How to Evaluate Cards for Rate and Terms

When comparing cards, don't fixate on APR alone:

  • Check the full range stated in the terms. Ask yourself: Where would I realistically fall?
  • Look at the grace period. A longer grace period (typically 21–25 days) means you have more time to pay without interest on purchases.
  • Understand promotional rates. A 0% balance transfer offer is only valuable if you have a plan to pay the balance before the promotional period ends.
  • Factor in fees. A slightly higher APR on a no-annual-fee card might cost less overall than a lower rate on a card with a high annual fee—especially if you carry a balance.
  • Consider your actual usage. If you plan to pay in full each month, APR is irrelevant; rewards and benefits matter more.

What You Can Control

You can't change the market or the card issuer's criteria, but you can strengthen your own position:

  • Build your credit score before applying. Even small improvements can shift you toward the lower end of a card's rate range.
  • Reduce existing debt to lower your debt-to-income ratio, which issuers evaluate.
  • Check for errors on your credit report that might be artificially lowering your score.
  • Apply strategically. Multiple applications in a short time can ding your score slightly, so space out applications if you're shopping around.

When Interest Rate Is Your Main Decision Factor

If you're carrying a balance and expect to for a while, rate matters more.
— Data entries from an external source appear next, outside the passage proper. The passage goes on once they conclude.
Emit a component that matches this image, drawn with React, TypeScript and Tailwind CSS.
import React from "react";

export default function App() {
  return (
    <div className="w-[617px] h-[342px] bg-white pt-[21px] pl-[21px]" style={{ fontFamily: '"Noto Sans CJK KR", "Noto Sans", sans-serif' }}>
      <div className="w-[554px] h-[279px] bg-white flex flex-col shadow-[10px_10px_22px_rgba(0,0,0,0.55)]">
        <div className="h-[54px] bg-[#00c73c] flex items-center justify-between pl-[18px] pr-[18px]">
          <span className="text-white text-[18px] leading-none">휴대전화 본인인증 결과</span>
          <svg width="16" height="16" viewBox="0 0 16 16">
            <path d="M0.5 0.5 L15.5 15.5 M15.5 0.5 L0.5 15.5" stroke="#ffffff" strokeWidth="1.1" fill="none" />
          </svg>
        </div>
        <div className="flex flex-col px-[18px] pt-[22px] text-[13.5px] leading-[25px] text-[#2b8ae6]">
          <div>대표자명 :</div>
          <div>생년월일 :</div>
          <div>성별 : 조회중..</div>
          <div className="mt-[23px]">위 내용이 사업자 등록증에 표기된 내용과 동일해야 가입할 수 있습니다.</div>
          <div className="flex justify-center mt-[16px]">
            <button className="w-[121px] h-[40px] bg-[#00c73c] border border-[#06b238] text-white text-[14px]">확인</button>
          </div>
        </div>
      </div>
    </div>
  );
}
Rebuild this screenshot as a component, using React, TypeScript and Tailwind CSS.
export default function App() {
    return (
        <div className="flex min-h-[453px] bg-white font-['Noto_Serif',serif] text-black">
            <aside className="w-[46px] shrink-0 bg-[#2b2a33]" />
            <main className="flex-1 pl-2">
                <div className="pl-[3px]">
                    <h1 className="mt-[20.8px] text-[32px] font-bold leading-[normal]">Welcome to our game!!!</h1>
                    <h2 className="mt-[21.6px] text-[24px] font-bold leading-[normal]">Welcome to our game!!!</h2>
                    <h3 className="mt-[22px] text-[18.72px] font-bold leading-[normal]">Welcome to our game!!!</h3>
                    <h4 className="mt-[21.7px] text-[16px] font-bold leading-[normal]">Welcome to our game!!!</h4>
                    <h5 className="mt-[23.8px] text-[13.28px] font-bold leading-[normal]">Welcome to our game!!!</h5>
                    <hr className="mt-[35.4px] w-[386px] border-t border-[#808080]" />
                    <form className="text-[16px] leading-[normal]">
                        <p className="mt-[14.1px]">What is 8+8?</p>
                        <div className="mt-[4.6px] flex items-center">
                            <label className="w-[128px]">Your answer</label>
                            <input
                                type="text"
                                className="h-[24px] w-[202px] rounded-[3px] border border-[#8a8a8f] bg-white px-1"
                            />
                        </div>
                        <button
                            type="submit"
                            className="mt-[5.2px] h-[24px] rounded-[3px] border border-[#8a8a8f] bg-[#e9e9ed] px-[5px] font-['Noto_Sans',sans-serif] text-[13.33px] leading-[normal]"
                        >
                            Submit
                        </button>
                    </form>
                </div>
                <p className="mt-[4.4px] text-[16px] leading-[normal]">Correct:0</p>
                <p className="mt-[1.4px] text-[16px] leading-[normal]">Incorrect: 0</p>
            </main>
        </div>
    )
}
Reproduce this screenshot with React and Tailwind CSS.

In that case, focus on cards where you're likely to qualify for a competitive rate—meaning your credit profile aligns with the issuer's lower-risk customers.

Balance transfer cards with long 0% promotional periods can be particularly valuable if you have an existing high-APR balance and the discipline to pay it down before the promotional rate expires.

The lowest credit card interest rate for you is the one you actually qualify for, on a card whose terms—including grace period, fees, and any promotional offers—match your real financial situation and habits.